-- GIVEN INSTRUCTION --
Leave out the pictures, and retype only the lines from the beginning of the material through the line that contains "string; value: string;", including both.

━━━ DATA SHOWN ━━━

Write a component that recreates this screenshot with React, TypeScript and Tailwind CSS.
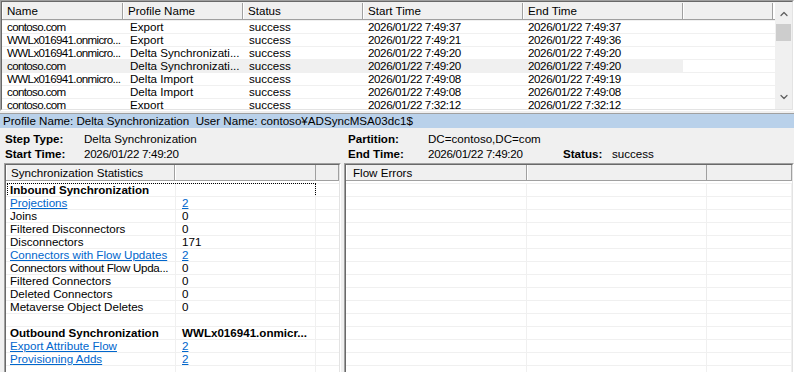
import { ChevronUp, ChevronDown } from "lucide-react";

const runs = [
    { name: "contoso.com", profile: "Export", status: "success", start: "2026/01/22 7:49:37", end: "2026/01/22 7:49:37" },
    { name: "WWLx016941.onmicro...", profile: "Export", status: "success", start: "2026/01/22 7:49:21", end: "2026/01/22 7:49:36" },
    { name: "WWLx016941.onmicro...", profile: "Delta Synchronizati...", status: "success", start: "2026/01/22 7:49:20", end: "2026/01/22 7:49:20" },
    { name: "contoso.com", profile: "Delta Synchronizati...", status: "success", start: "2026/01/22 7:49:20", end: "2026/01/22 7:49:20", selected: true },
    { name: "WWLx016941.onmicro...", profile: "Delta Import", status: "success", start: "2026/01/22 7:49:08", end: "2026/01/22 7:49:19" },
    { name: "contoso.com", profile: "Delta Import", status: "success", start: "2026/01/22 7:49:08", end: "2026/01/22 7:49:08" },
    { name: "contoso.com", profile: "Export", status: "success", start: "2026/01/22 7:32:12", end: "2026/01/22 7:32:12" },
];

type Stat = { label: string; value: string; bold?: boolean; link?: boolean; focus?: boolean; tight?: boolean };

const stats: Stat[] = [
    { label: "Inbound Synchronization", value: "", bold: true, focus: true },
    { label: "Projections", value: "2", link: true },
    { label: "Joins", value: "0" },
    { label: "Filtered Disconnectors", value: "0" },
    { label: "Disconnectors", value: "171" },
    { label: "Connectors with Flow Updates", value: "2", link: true },
    { label: "Connectors without Flow Upda...", value: "0", tight: true },
    { label: "Filtered Connectors", value: "0" },
    { label: "Deleted Connectors", value: "0" },
    { label: "Metaverse Object Deletes", value: "0" },
    { label: "", value: "" },
    { label: "Outbound Synchronization", value: "WWLx016941.onmicr...", bold: true },
    { label: "Export Attribute Flow", value: "2", link: true },
    { label: "Provisioning Adds", value: "2", link: true },
    { label: "", value: "" },
];

export default function App() {
    return (
        <div className="w-[794px] h-[372px] overflow-hidden bg-[#f0f0f0] flex flex-col text-[11.6px] leading-[12px] text-black font-['Liberation_Sans','Noto_Sans_CJK_JP',sans-serif]">
            {/* run history list */}
            <Sunken className="h-[111px] shrink-0">
                <div className="flex h-full">
                    <div className="flex-1 flex flex-col overflow-hidden">
                        <div className="flex h-[18px] shrink-0 border-b border-[#a0a0a0] bg-[#f0f0f0] pt-px">
                            <HeaderCell w="w-[121px]" text="Name" />
                            <HeaderCell w="w-[120px]" text="Profile Name" />
                            <HeaderCell w="w-[120px]" text="Status" />
                            <HeaderCell w="w-[160px]" text="Start Time" />
                            <HeaderCell w="w-[160px]" text="End Time" />
                            <HeaderCell w="w-[90px]" text="" />
                            <div className="flex-1 bg-white" />
                        </div>
                        <div className="h-px bg-white" />
                        <div className="flex-1 bg-white">
                            {runs.map((r, i) => (
                                <div key={i} className="flex h-[13px] border-t border-[#f0f0f0]">
                                    <div className={`flex ${r.selected ? "bg-[#f0f0f0]" : ""}`}>
                                        <Cell w="w-[121px]" pl="pl-[5px] tracking-[-0.65px]">{r.name}</Cell>
                                        <Cell w="w-[120px]" pl="pl-[7px]">{r.profile}</Cell>
                                        <Cell w="w-[120px]" pl="pl-[6px]">{r.status}</Cell>
                                        <Cell w="w-[160px]" pl="pl-[5px] tracking-[-0.4px]">{r.start}</Cell>
                                        <Cell w="w-[160px]" pl="pl-[5px] tracking-[-0.4px]">{r.end}</Cell>
                                    </div>
                                </div>
                            ))}
                        </div>
                    </div>
                    <div className="w-[17px] shrink-0 bg-[#f0f0f0] flex flex-col items-center">
                        <ChevronUp size={12} strokeWidth={2.5} className="text-[#606060] mt-[6px]" />
                        <div className="w-[15px] h-[17px] bg-[#cdcdcd] mt-[4px]" />
                        <div className="flex-1" />
                        <ChevronDown size={12} strokeWidth={2.5} className="text-[#606060] mb-[6px]" />
                    </div>
                </div>
            </Sunken>

            <div className="h-[2px] shrink-0" />

            {/* status bar */}
            <div className="h-[15px] shrink-0 border-t border-[#a0a0a0] bg-[#b9d1ea] pl-[3px] flex items-center whitespace-pre">
                Profile Name: Delta Synchronization  User Name: contoso¥ADSyncMSA03dc1$
            </div>

            {/* step details */}
            <div className="h-[35px] shrink-0 pt-[4px] flex flex-col gap-[1px] whitespace-nowrap">
                <div className="flex h-[14px] items-center">
                    <span className="w-[84px] pl-[5px] font-bold">Step Type:</span>
                    <span className="w-[264px]">Delta Synchronization</span>
                    <span className="w-[80px] font-bold">Partition:</span>
                    <span>DC=contoso,DC=com</span>
                </div>
                <div className="flex h-[14px] items-center">
                    <span className="w-[84px] pl-[5px] font-bold">Start Time:</span>
                    <span className="w-[264px] tracking-[-0.3px]">2026/01/22 7:49:20</span>
                    <span className="w-[80px] font-bold">End Time:</span>
                    <span className="w-[135px] tracking-[-0.3px]">2026/01/22 7:49:20</span>
                    <span className="w-[49px] font-bold">Status:</span>
                    <span>success</span>
                </div>
            </div>

            {/* lower panes */}
            <div className="flex-1 flex pl-[4px] gap-[3px] min-h-0">
                <Sunken className="w-[337px] h-[220px]">
                    <div className="flex h-[16px] border-b border-[#a0a0a0] bg-[#f0f0f0]">
                        <HeaderCell w="w-[169px]" text="Synchronization Statistics" pl="pl-[5px]" />
                        <HeaderCell w="w-[141px]" text="" />
                        <div className="flex-1 border-r border-[#a0a0a0]" />
                    </div>
                    <div className="h-[2px] bg-white" />
                    {stats.map((s, i) => (
                        <div key={i} className="relative flex h-[13px] border-t border-[#f0f0f0]">
                            {s.focus && <div className="absolute left-px top-[-1px] w-[309px] h-[14px] border border-dotted border-black" />}
                            <div className={`w-[170px] pl-[4px] border-r border-[#f0f0f0] overflow-hidden whitespace-nowrap ${s.bold ? "font-bold" : ""} ${s.tight ? "tracking-[-0.3px]" : ""}`}>
                                {s.link ? <a className="text-[#0066cc] underline">{s.label}</a> : s.label}
                            </div>
                            <div className={`w-[140px] pl-[6px] border-r border-[#f0f0f0] overflow-hidden whitespace-nowrap ${s.bold ? "font-bold" : ""}`}>
                                {s.link ? <a className="text-[#0066cc] underline">{s.value}</a> : s.value}
                            </div>
                            <div className="flex-1" />
                        </div>
                    ))}
                </Sunken>

                <Sunken className="flex-1 h-[220px]">
                    <div className="flex h-[16px] border-b border-[#a0a0a0] bg-[#f0f0f0]">
                        <HeaderCell w="w-[181px]" text="Flow Errors" pl="pl-[7px]" />
                        <HeaderCell w="w-[180px]" text="" />
                        <div className="flex-1 border-r border-[#a0a0a0]" />
                    </div>
                    <div className="h-[2px] bg-white" />
                    {Array.from({ length: 15 }).map((_, i) => (
                        <div key={i} className="flex h-[13px] border-t border-[#f0f0f0]">
                            <div className="w-[181px] border-r border-[#f0f0f0]" />
                            <div className="w-[180px] border-r border-[#f0f0f0]" />
                            <div className="flex-1 border-r border-[#f0f0f0]" />
                        </div>
                    ))}
                </Sunken>
            </div>
        </div>
    );
}

function Sunken({ className, children }: { className?: string; children: React.ReactNode }) {
    return (
        <div className={`border border-t-[#a0a0a0] border-l-[#a0a0a0] border-b-white border-r-white ${className ?? ""}`}>
            <div className="h-full overflow-hidden bg-white border border-t-[#696969] border-l-[#696969] border-b-[#e3e3e3] border-r-[#e3e3e3]">
                {children}
            </div>
        </div>
    );
}

function HeaderCell({ w, text, pl = "pl-[5px]" }: { w: string; text: string; pl?: string }) {
    return (
        <div className={`${w} ${pl} shrink-0 flex items-center border-r border-[#a0a0a0] shadow-[inset_1px_0_0_#ffffff] whitespace-nowrap overflow-hidden`}>
            {text}
        </div>
    );
}

function Cell({ w, pl, children }: { w: string; pl: string; children: React.ReactNode }) {
    return (
        <div className={`${w} ${pl} shrink-0 whitespace-nowrap overflow-hidden`}>
            {children}
        </div>
    );
}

━━━

-- TASK RESPONSE --
Write a component that recreates this screenshot with React, TypeScript and Tailwind CSS.
import { ChevronUp, ChevronDown } from "lucide-react";

const runs = [
    { name: "contoso.com", profile: "Export", status: "success", start: "2026/01/22 7:49:37", end: "2026/01/22 7:49:37" },
    { name: "WWLx016941.onmicro...", profile: "Export", status: "success", start: "2026/01/22 7:49:21", end: "2026/01/22 7:49:36" },
    { name: "WWLx016941.onmicro...", profile: "Delta Synchronizati...", status: "success", start: "2026/01/22 7:49:20", end: "2026/01/22 7:49:20" },
    { name: "contoso.com", profile: "Delta Synchronizati...", status: "success", start: "2026/01/22 7:49:20", end: "2026/01/22 7:49:20", selected: true },
    { name: "WWLx016941.onmicro...", profile: "Delta Import", status: "success", start: "2026/01/22 7:49:08", end: "2026/01/22 7:49:19" },
    { name: "contoso.com", profile: "Delta Import", status: "success", start: "2026/01/22 7:49:08", end: "2026/01/22 7:49:08" },
    { name: "contoso.com", profile: "Export", status: "success", start: "2026/01/22 7:32:12", end: "2026/01/22 7:32:12" },
];

type Stat = { label: string; value: string; bold?: boolean; link?: boolean; focus?: boolean; tight?: boolean };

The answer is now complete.